Shareholders who sold their remaining stakes in Mayfair to CIB, including lawyer Ambrose Rachier and city tycoon Amos Gichuki Ngonjo, the taxman noted, paid CGT amounting to Sh139.95 million instead of Sh419.9 million.
The KRA noted that its analysis of capital gains tax data had revealed that the Mayfair shareholders, who pocketed $40 million (Sh5.18 billion), paid CGT in December 2022 while the transaction was completed in 2023.
Mr Kenneth has since disclosed that they struck an agreement with the KRA for the payment of the CGT balance.
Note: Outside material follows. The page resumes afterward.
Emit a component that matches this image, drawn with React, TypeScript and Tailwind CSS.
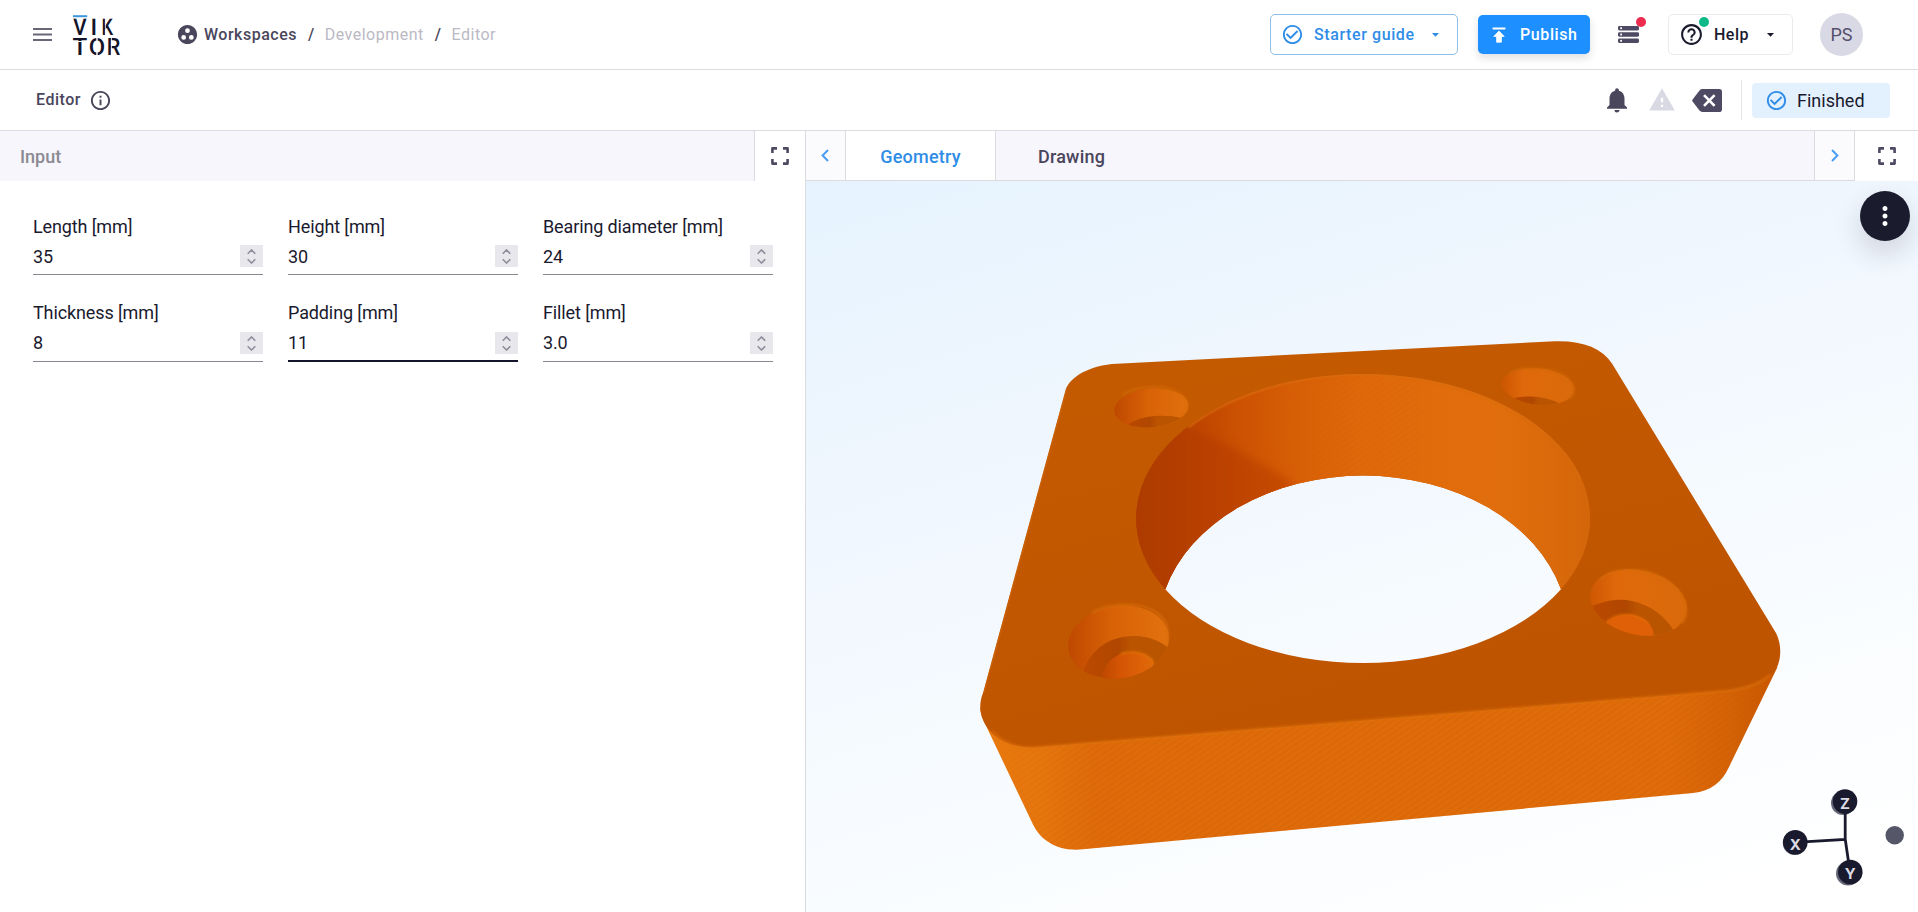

The KRA also demanded Sh339.4 million in unpaid CGT following the acquisition of IX Africa Data Centre Limited, a technology firm that offers data centre facilities. The shares were bought by Lion Investment Bidco Limited, a local investment firm.
IX Africa shareholders, the KRA noted, paid capital gains tax of Sh169.7 million instead of Sh509 million after backdating the transaction date.
Virtually all these sellers have accused government entities such as the Ministry of Land of dragging their feet in signing the transfer documents, occasioning the higher tax exposure.
Capital gains tax, which was dropped in the mid-1980s to attract investments, was reintroduced on January 1, 2015, through the Finance Act 2014 as the then Jubilee administration sought to mobilise more domestic revenue from the booming property market as well as a flurry of mergers and acquisitions.